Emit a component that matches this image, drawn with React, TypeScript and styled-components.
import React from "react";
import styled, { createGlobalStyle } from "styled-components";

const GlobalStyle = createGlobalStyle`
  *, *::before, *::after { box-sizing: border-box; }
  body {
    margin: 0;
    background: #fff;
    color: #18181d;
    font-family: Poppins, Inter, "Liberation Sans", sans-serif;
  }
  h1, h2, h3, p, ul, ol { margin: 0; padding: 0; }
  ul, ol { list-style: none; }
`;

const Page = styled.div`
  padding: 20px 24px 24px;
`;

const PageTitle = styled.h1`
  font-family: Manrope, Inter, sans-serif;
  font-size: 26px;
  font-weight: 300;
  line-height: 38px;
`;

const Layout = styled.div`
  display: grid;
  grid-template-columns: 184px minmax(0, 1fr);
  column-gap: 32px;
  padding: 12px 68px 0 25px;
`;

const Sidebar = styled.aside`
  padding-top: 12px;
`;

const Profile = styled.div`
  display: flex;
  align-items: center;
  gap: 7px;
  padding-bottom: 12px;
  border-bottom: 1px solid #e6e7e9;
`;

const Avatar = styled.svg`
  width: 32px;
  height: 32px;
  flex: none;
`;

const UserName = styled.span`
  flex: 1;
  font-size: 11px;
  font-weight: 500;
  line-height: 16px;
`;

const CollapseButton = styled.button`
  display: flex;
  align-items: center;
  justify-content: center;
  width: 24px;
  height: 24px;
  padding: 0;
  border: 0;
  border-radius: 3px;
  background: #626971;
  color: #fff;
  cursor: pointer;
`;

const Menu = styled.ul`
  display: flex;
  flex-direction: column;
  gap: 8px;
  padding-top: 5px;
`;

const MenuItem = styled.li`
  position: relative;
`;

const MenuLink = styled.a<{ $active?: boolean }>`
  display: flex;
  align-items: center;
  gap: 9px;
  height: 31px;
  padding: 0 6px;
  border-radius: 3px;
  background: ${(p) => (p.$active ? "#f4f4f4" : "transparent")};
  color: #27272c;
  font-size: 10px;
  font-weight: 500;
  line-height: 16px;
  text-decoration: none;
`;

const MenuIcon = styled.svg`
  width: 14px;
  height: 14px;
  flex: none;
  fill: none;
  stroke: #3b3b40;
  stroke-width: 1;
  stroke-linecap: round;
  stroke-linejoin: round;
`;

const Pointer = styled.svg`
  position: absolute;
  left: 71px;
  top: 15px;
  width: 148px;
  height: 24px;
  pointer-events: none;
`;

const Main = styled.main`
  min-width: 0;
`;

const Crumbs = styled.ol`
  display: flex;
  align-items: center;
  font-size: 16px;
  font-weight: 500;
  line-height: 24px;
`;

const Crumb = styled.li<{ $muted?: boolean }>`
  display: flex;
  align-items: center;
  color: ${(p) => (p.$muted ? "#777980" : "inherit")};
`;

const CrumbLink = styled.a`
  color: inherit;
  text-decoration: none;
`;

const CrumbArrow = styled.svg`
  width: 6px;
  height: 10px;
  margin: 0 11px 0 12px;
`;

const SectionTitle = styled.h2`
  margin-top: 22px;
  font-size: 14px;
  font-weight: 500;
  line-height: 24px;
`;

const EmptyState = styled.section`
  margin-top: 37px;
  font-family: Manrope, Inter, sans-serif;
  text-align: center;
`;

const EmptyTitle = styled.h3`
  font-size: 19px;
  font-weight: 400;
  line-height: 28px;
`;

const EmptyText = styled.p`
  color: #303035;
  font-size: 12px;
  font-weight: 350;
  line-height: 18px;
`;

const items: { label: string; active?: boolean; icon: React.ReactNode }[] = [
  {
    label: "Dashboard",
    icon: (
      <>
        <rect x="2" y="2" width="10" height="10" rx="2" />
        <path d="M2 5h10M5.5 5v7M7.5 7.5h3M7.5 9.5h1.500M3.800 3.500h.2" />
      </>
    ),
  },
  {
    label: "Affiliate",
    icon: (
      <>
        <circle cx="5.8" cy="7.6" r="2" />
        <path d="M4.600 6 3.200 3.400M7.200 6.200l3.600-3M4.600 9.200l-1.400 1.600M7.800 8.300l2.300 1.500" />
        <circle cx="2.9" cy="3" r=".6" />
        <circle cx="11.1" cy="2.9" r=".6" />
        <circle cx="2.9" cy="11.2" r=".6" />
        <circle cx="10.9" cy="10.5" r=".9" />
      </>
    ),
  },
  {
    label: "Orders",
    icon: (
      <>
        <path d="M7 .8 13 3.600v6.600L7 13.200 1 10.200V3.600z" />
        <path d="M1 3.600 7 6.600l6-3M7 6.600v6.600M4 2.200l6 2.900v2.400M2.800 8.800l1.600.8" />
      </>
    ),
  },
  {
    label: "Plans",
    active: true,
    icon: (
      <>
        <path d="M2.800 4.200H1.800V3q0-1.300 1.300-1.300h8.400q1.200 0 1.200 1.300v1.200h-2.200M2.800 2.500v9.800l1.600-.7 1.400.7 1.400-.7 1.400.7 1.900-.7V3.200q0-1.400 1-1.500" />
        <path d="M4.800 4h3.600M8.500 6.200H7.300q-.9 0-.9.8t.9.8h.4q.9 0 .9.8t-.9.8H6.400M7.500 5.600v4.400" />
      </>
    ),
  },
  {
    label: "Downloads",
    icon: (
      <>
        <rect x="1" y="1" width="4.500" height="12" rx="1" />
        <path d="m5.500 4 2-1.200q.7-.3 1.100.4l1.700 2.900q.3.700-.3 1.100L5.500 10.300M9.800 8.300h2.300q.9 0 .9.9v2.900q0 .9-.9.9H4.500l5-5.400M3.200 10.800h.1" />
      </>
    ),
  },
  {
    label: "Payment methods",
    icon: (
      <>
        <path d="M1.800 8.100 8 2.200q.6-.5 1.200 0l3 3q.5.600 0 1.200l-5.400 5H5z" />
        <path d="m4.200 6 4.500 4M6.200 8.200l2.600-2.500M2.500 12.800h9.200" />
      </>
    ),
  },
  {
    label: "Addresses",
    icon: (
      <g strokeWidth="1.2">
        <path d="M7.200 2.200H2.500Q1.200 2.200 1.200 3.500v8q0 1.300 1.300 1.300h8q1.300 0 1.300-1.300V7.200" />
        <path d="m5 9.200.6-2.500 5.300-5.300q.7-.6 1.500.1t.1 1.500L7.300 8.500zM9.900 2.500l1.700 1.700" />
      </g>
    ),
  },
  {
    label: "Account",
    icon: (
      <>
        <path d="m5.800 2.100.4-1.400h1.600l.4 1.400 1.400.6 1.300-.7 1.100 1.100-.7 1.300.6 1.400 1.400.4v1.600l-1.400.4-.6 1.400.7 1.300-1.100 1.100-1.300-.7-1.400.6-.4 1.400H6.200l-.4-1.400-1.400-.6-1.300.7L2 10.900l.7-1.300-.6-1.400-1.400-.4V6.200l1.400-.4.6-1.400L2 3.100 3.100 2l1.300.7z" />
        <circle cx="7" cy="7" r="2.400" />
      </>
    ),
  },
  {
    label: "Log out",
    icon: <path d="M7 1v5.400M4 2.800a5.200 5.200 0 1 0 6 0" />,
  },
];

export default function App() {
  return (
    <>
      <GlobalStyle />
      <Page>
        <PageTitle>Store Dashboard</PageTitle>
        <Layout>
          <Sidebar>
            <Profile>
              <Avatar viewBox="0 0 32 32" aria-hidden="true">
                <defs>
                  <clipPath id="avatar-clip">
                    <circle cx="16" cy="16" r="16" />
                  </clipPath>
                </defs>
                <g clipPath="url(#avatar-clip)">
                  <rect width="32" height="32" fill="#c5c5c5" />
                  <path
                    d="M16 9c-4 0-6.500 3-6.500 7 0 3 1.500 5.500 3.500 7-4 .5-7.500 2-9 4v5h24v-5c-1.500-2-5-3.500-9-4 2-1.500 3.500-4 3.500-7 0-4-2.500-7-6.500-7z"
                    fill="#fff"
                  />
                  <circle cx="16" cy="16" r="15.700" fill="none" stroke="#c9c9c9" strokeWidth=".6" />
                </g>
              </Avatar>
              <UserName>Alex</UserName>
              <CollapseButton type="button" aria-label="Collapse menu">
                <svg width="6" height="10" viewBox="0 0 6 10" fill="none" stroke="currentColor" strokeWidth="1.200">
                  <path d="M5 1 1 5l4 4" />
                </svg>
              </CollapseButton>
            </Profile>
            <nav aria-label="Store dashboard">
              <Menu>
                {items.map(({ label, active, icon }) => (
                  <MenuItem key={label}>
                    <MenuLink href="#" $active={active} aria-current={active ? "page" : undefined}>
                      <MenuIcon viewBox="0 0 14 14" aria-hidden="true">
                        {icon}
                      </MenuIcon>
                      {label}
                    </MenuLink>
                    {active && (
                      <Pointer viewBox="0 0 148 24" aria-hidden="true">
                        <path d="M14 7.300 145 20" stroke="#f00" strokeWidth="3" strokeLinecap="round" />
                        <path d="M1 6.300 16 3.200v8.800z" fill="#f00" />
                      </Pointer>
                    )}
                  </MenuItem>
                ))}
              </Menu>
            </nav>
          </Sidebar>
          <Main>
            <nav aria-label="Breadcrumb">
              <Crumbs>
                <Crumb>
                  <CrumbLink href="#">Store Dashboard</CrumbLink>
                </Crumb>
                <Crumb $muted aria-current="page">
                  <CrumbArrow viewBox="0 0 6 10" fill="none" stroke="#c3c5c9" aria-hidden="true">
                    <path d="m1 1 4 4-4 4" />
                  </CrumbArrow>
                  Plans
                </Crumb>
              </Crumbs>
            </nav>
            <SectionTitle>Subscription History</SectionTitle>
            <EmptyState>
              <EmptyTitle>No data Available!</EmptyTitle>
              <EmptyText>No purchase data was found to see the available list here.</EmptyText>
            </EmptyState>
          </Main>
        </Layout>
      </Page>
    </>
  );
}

__YOUR TASK__
Copy all lines of the material above where the string "React" occurs.

__FINAL RESULT__
Emit a component that matches this image, drawn with React, TypeScript and styled-components.
import React from "react";
const items: { label: string; active?: boolean; icon: React.ReactNode }[] = [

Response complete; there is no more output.